There are more things in heaven and earth, Horatio, Than are dreamt of in your philosophy.~Shakespeare
When we enter the realm of mystery, or slipperiness, we lose the potential for being definite about much of anything. Honestly, I don’t know what is possible for each of you, and I don’t know what is ultimately possible for any of us. I do know that when we don’t have access to living teachers, this kind of help can be a tremendous boost. What I can relate definitely is reading these types of books instilled a powerful heart’s desire in me to establish a relationship with a teacher.

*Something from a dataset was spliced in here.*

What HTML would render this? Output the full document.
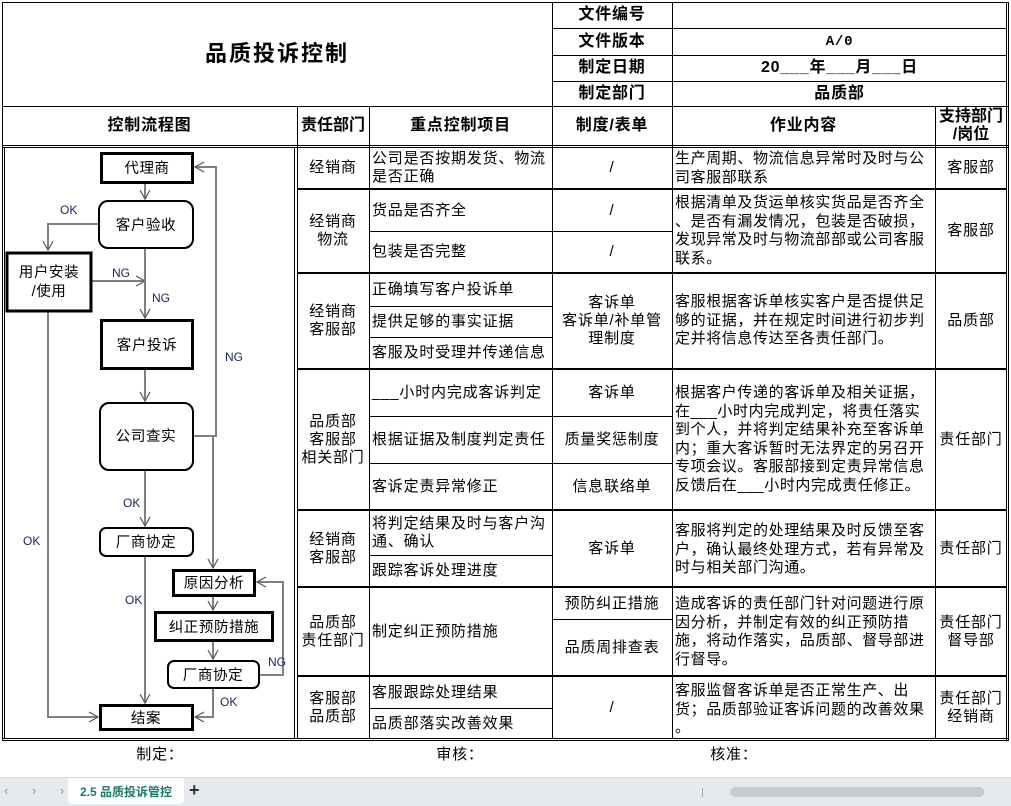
<!DOCTYPE html>
<html><head><meta charset="utf-8">
<style>
*{margin:0;padding:0;box-sizing:border-box}
body{width:1011px;height:806px;background:#fff;position:relative;overflow:hidden;font-family:"Liberation Sans","Noto Sans CJK SC",sans-serif;color:#000}
.h,.v{position:absolute;background:#000}
.c{position:absolute;display:flex;align-items:center;justify-content:center;text-align:center;font-size:15px;line-height:18px;letter-spacing:0.8px}
.l{justify-content:flex-start;text-align:left;padding-left:3px}
.b{font-weight:bold;font-size:16px}
.w{position:absolute;font-size:15px;line-height:18.5px;text-align:left;letter-spacing:0.6px;white-space:nowrap;overflow:hidden}
</style></head><body>
<div class="h" style="left:2px;top:2px;width:1006px;height:1px"></div>
<div class="h" style="left:552px;top:28px;width:455px;height:1px"></div>
<div class="h" style="left:552px;top:55px;width:455px;height:1px"></div>
<div class="h" style="left:552px;top:81px;width:455px;height:1px"></div>
<div class="h" style="left:2px;top:106px;width:1006px;height:1px"></div>
<div class="h" style="left:2px;top:145px;width:1006px;height:1px"></div>
<div class="h" style="left:2px;top:147px;width:1006px;height:1px"></div>
<div class="h" style="left:297px;top:188px;width:710px;height:2px"></div>
<div class="h" style="left:369px;top:231px;width:183px;height:1px"></div>
<div class="h" style="left:552px;top:231px;width:120px;height:1px"></div>
<div class="h" style="left:297px;top:272px;width:710px;height:2px"></div>
<div class="h" style="left:369px;top:306px;width:183px;height:1px"></div>
<div class="h" style="left:369px;top:337px;width:183px;height:1px"></div>
<div class="h" style="left:297px;top:368px;width:710px;height:2px"></div>
<div class="h" style="left:369px;top:416px;width:303px;height:1px"></div>
<div class="h" style="left:369px;top:463px;width:303px;height:1px"></div>
<div class="h" style="left:297px;top:509px;width:710px;height:2px"></div>
<div class="h" style="left:369px;top:555px;width:183px;height:1px"></div>
<div class="h" style="left:297px;top:586px;width:710px;height:2px"></div>
<div class="h" style="left:552px;top:619px;width:120px;height:1px"></div>
<div class="h" style="left:297px;top:675px;width:710px;height:2px"></div>
<div class="h" style="left:369px;top:708px;width:183px;height:1px"></div>
<div class="h" style="left:2px;top:738px;width:1006px;height:1px"></div>
<div class="h" style="left:2px;top:740px;width:1006px;height:1px"></div>
<div class="v" style="left:2px;top:2px;width:1px;height:739px"></div>
<div class="v" style="left:297px;top:106px;width:1px;height:633px"></div>
<div class="v" style="left:369px;top:106px;width:1px;height:633px"></div>
<div class="v" style="left:552px;top:2px;width:1px;height:737px"></div>
<div class="v" style="left:672px;top:2px;width:1px;height:737px"></div>
<div class="v" style="left:935px;top:106px;width:1px;height:633px"></div>
<div class="v" style="left:1006px;top:2px;width:1px;height:739px"></div>
<div class="v" style="left:1008px;top:2px;width:1px;height:739px"></div>
<div class="v" style="left:4px;top:147px;width:1px;height:592px"></div>
<div class="v" style="left:294px;top:147px;width:1px;height:592px"></div>

<div class="c" style="left:2px;top:2px;width:550px;height:104px;font-size:22px;font-weight:bold;letter-spacing:2px">品质投诉控制</div>
<div class="c b" style="left:552px;top:2px;width:120px;height:26px">文件编号</div>
<div class="c b" style="left:552px;top:28px;width:120px;height:27px">文件版本</div>
<div class="c b" style="left:552px;top:55px;width:120px;height:26px">制定日期</div>
<div class="c b" style="left:552px;top:81px;width:120px;height:25px">制定部门</div>
<div class="c b" style="left:672px;top:28px;width:335px;height:27px;font-family:'Liberation Mono',monospace;font-size:14px">A/0</div>
<div class="c b" style="left:672px;top:55px;width:335px;height:26px">20___年___月___日</div>
<div class="c b" style="left:672px;top:81px;width:335px;height:25px">品质部</div>
<div class="c b" style="left:2px;top:106px;width:295px;height:40px">控制流程图</div>
<div class="c b" style="left:297px;top:106px;width:72px;height:40px;letter-spacing:0">责任部门</div>
<div class="c b" style="left:369px;top:106px;width:183px;height:40px">重点控制项目</div>
<div class="c b" style="left:552px;top:106px;width:120px;height:40px">制度/表单</div>
<div class="c b" style="left:672px;top:106px;width:263px;height:40px">作业内容</div>
<div class="c b" style="left:935px;top:106px;width:72px;height:40px;line-height:18px;letter-spacing:0">支持部门<br>/岗位</div>

<div class="c" style="left:297px;top:148px;width:72px;height:40px">经销商</div>
<div class="c l" style="left:369px;top:148px;width:183px;height:40px;white-space:nowrap">公司是否按期发货、物流<br>是否正确</div>
<div class="c" style="left:552px;top:148px;width:120px;height:40px">/</div>
<div class="w" style="left:675px;top:150px;width:260px">生产周期、物流信息异常时及时与公<br>司客服部联系</div>
<div class="c" style="left:935px;top:148px;width:72px;height:40px">客服部</div>

<div class="c" style="left:297px;top:190px;width:72px;height:82px">经销商<br>物流</div>
<div class="c l" style="left:369px;top:190px;width:183px;height:41px">货品是否齐全</div>
<div class="c l" style="left:369px;top:232px;width:183px;height:40px">包装是否完整</div>
<div class="c" style="left:552px;top:190px;width:120px;height:41px">/</div>
<div class="c" style="left:552px;top:232px;width:120px;height:40px">/</div>
<div class="w" style="left:675px;top:194px;width:260px">根据清单及货运单核实货品是否齐全<br>、是否有漏发情况，包装是否破损，<br>发现异常及时与物流部部或公司客服<br>联系。</div>
<div class="c" style="left:935px;top:190px;width:72px;height:82px">客服部</div>

<div class="c" style="left:297px;top:274px;width:72px;height:94px">经销商<br>客服部</div>
<div class="c l" style="left:369px;top:274px;width:183px;height:32px">正确填写客户投诉单</div>
<div class="c l" style="left:369px;top:307px;width:183px;height:30px">提供足够的事实证据</div>
<div class="c l" style="left:369px;top:338px;width:183px;height:30px">客服及时受理并传递信息</div>
<div class="c" style="left:552px;top:274px;width:120px;height:94px">客诉单<br>客诉单/补单管<br>理制度</div>
<div class="w" style="left:675px;top:293px;width:260px">客服根据客诉单核实客户是否提供足<br>够的证据，并在规定时间进行初步判<br>定并将信息传达至各责任部门。</div>
<div class="c" style="left:935px;top:274px;width:72px;height:94px">品质部</div>

<div class="c" style="left:297px;top:370px;width:72px;height:139px">品质部<br>客服部<br>相关部门</div>
<div class="c l" style="left:369px;top:370px;width:183px;height:46px">___小时内完成客诉判定</div>
<div class="c l" style="left:369px;top:417px;width:183px;height:46px">根据证据及制度判定责任</div>
<div class="c l" style="left:369px;top:464px;width:183px;height:45px">客诉定责异常修正</div>
<div class="c" style="left:552px;top:370px;width:120px;height:46px">客诉单</div>
<div class="c" style="left:552px;top:417px;width:120px;height:46px">质量奖惩制度</div>
<div class="c" style="left:552px;top:464px;width:120px;height:45px">信息联络单</div>
<div class="w" style="left:675px;top:384px;width:260px">根据客户传递的客诉单及相关证据，<br>在___小时内完成判定，将责任落实<br>到个人，并将判定结果补充至客诉单<br>内；重大客诉暂时无法界定的另召开<br>专项会议。客服部接到定责异常信息<br>反馈后在___小时内完成责任修正。</div>
<div class="c" style="left:935px;top:370px;width:72px;height:139px">责任部门</div>

<div class="c" style="left:297px;top:511px;width:72px;height:75px">经销商<br>客服部</div>
<div class="c l" style="left:369px;top:511px;width:183px;height:44px">将判定结果及时与客户沟通、确认</div>
<div class="c l" style="left:369px;top:556px;width:183px;height:30px">跟踪客诉处理进度</div>
<div class="c" style="left:552px;top:511px;width:120px;height:75px">客诉单</div>
<div class="w" style="left:675px;top:522px;width:260px">客服将判定的处理结果及时反馈至客<br>户，确认最终处理方式，若有异常及<br>时与相关部门沟通。</div>
<div class="c" style="left:935px;top:511px;width:72px;height:75px">责任部门</div>

<div class="c" style="left:297px;top:588px;width:72px;height:87px">品质部<br>责任部门</div>
<div class="c l" style="left:369px;top:588px;width:183px;height:87px">制定纠正预防措施</div>
<div class="c" style="left:552px;top:588px;width:120px;height:31px">预防纠正措施</div>
<div class="c" style="left:552px;top:620px;width:120px;height:55px">品质周排查表</div>
<div class="w" style="left:675px;top:595px;width:260px">造成客诉的责任部门针对问题进行原<br>因分析，并制定有效的纠正预防措<br>施，将动作落实，品质部、督导部进<br>行督导。</div>
<div class="c" style="left:935px;top:588px;width:72px;height:87px">责任部门<br>督导部</div>

<div class="c" style="left:297px;top:677px;width:72px;height:61px">客服部<br>品质部</div>
<div class="c l" style="left:369px;top:677px;width:183px;height:31px">客服跟踪处理结果</div>
<div class="c l" style="left:369px;top:709px;width:183px;height:29px">品质部落实改善效果</div>
<div class="c" style="left:552px;top:677px;width:120px;height:61px">/</div>
<div class="w" style="left:675px;top:682px;width:260px">客服监督客诉单是否正常生产、出<br>货；品质部验证客诉问题的改善效果<br>。</div>
<div class="c" style="left:935px;top:677px;width:72px;height:61px">责任部门<br>经销商</div>

<svg style="position:absolute;left:0;top:0" width="300" height="740" font-family="Liberation Sans, Noto Sans CJK SC, sans-serif">
<defs><marker id="a" markerWidth="12" markerHeight="12" refX="10" refY="6" orient="auto" markerUnits="userSpaceOnUse"><path d="M1 1 L10 6 L1 11" fill="none" stroke="#555" stroke-width="1.2"/></marker></defs>
<g stroke="#808080" stroke-width="2" fill="none">
<path d="M145 183 V199" marker-end="url(#a)"/>
<path d="M99 224 H48 V250" marker-end="url(#a)"/>
<path d="M91 281 H145" marker-end="url(#a)"/>
<path d="M145 248 V318" marker-end="url(#a)"/>
<path d="M145 369 V401" marker-end="url(#a)"/>
<path d="M193 436 H216 V167 H195" marker-end="url(#a)"/>
<path d="M213 436 V568" marker-end="url(#a)"/>
<path d="M145 470 V526" marker-end="url(#a)"/>
<path d="M145 556 V703" marker-end="url(#a)"/>
<path d="M48 311 V717 H98" marker-end="url(#a)"/>
<path d="M213 596 V610" marker-end="url(#a)"/>
<path d="M213 641 V659" marker-end="url(#a)"/>
<path d="M259 675 H283 V582 H257" marker-end="url(#a)"/>
<path d="M213 688 V717 H195" marker-end="url(#a)"/>
</g>
<g fill="#fff" stroke="#000">
<rect x="101.5" y="153.5" width="91" height="29" stroke-width="3"/>
<rect x="99" y="201" width="94" height="47" rx="9" stroke-width="2"/>
<rect x="7" y="253" width="84" height="58" stroke-width="3"/>
<rect x="101.5" y="320.5" width="91" height="48" stroke-width="3"/>
<rect x="100" y="403" width="93" height="67" rx="9" stroke-width="2"/>
<rect x="100" y="528" width="93" height="28" rx="6" stroke-width="2"/>
<rect x="100.5" y="705.5" width="92" height="24" stroke-width="3"/>
<rect x="173.5" y="570.5" width="81" height="25" stroke-width="3"/>
<rect x="155.5" y="612.5" width="117" height="28" stroke-width="3"/>
<rect x="168" y="661" width="91" height="27" rx="6" stroke-width="2"/>
</g>
<g font-size="14.5" text-anchor="middle" fill="#000" letter-spacing="0.6">
<text x="147" y="173">代理商</text>
<text x="146" y="230">客户验收</text>
<text x="49" y="277">用户安装</text>
<text x="49" y="296">/使用</text>
<text x="147" y="350">客户投诉</text>
<text x="146" y="441">公司查实</text>
<text x="146" y="547">厂商协定</text>
<text x="146" y="723">结案</text>
<text x="214" y="588">原因分析</text>
<text x="214" y="632">纠正预防措施</text>
<text x="213" y="680">厂商协定</text>
</g>
<g font-size="12" fill="#1a2a60">
<text x="60" y="214">OK</text>
<text x="112" y="277">NG</text>
<text x="152" y="302">NG</text>
<text x="225" y="361">NG</text>
<text x="123" y="507">OK</text>
<text x="23" y="545">OK</text>
<text x="125" y="604">OK</text>
<text x="268" y="666">NG</text>
<text x="220" y="706">OK</text>
</g>
</svg>

<div class="c" style="left:130px;top:744px;width:60px;height:22px">制定：</div>
<div class="c" style="left:430px;top:744px;width:60px;height:22px">审核：</div>
<div class="c" style="left:704px;top:744px;width:60px;height:22px">核准：</div>
<div style="position:absolute;left:0;top:777px;width:1011px;height:29px;background:#e6e9ee;border-top:1px solid #d4d7dc"></div>
<div style="position:absolute;left:4px;top:783px;font-size:13px;color:#999;letter-spacing:10px">‹ › ›|</div>
<div style="position:absolute;left:68px;top:778px;width:116px;height:26px;background:#fff;border-radius:0 0 4px 4px;font-size:12px;font-weight:bold;color:#1a7a6a;display:flex;align-items:center;justify-content:center">2.5 品质投诉管控</div>
<div style="position:absolute;left:189px;top:780px;font-size:18px;font-weight:bold;color:#333">+</div>
<div style="position:absolute;left:702px;top:788px;width:1px;height:9px;background:#aaa"></div>
<div style="position:absolute;left:730px;top:787px;width:254px;height:10px;background:#c8cacd;border-radius:5px"></div>
</body></html>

I hope some of you might be intrigued enough to read some of these books, and that they might establish a desire in you to connect with a teacher. Take a chance on relaxing your grip on the solidness of this physical world. Open to slipperiness, invite a teacher into your life in a way you’ve not previously considered, and let go of expectations regarding how this kind of support might appear in your life.
I’ve shared a couple of my experiences so you can see that it doesn’t just happen in books. Perhaps the experience I shared with Sai Baba is atypical for not necessarily being a teaching experience, but it was not uncommon for him to respond to requests for help like the one I made. Finally I suggest that everyone has the potential to experience the slippery nature of physicality. Invite mystery into your life and perhaps you might begin experiencing life differently as a result. It won’t necessarily happen in the ways I’ve related here, and you have to really be paying attention, because these experiences don’t come with bells and whistles announcing their presence, they slip-slide in and out, and even when we are paying attention sometimes we are left shaking our heads and wondering, “Did that really happen?”